Une révision progressive du soutien à la consommation est en cours, par réévaluation des prix puis libéralisation, et pourrait concerner - d’après la commission gouvernementale chargée de la refonte du système de subvention des produits de base - dans un premier temps le lait et les huiles végétales, dans un deuxième temps les pains et la farine pâtissière et dans un troisième temps le sucre, la semoule, le couscous et les pâtes. Il est prévu qu’un transfert monétaire soit institué «pour compenser la perte du pouvoir d’achat du citoyen, du au passage à la vérité du prix. L’inscription à ce service de transfert monétaire sera volontaire et sans restriction pour tous les tunisiens résidents majeurs. Elle sera automatique pour les bénéficiaires du Programme National d’Aide aux Familles Nécessiteuses et du Programme d’accès aux soins à tarifs réduits. Des mesures compensatoires seront ciblées sur la frange de population la plus démunie».

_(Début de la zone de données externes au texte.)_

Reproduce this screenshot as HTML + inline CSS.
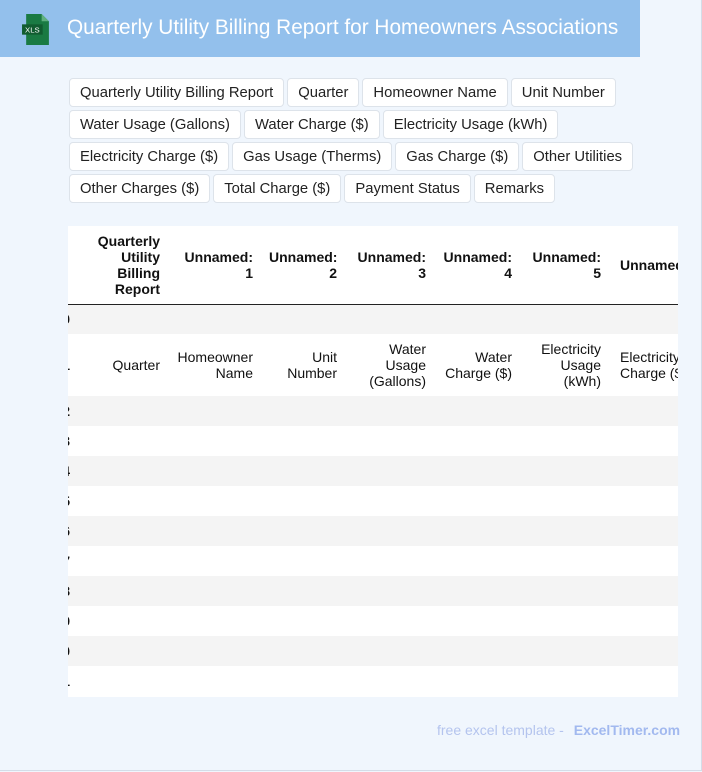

Le gaspillage : le gaspillage alimentaire en Tunisie, très important, est un effet pervers de la politique de subvention à la consommation des produits alimentaires de base. L’Institut National de la Consommation (INC) estime que ce gaspillage, coûte au tunisien en moyenne 17 dinars/mois, soit 5 % du total de ses dépenses alimentaires. Les produits objet de ce gaspillage sont principalement le pain et les produits céréaliers. Le gaspillage moyen par ménage est estimé à 42 kg/ an de pain, soit 113.000 tonnes/an ou près de 16% du pain acheté par les consommateurs. Ce gaspillage est plus important le mois de Ramadan.
Ce gaspillage a généré le développement d’un commerce de pain rassis destiné à l’alimentation animale qui absorbe près de 50% du pain non consommé. En 2015 Le sac de 50 kg de ce pain se vendait entre 15 et 30 DT. L’INC a élaboré dès 2015 une stratégie de réduction du gaspillage du pain afin de le réduire de 10% les 2 premières années et 30% sur 5 ans ; les résultats de cette stratégie n’ont pas encore été divulgués.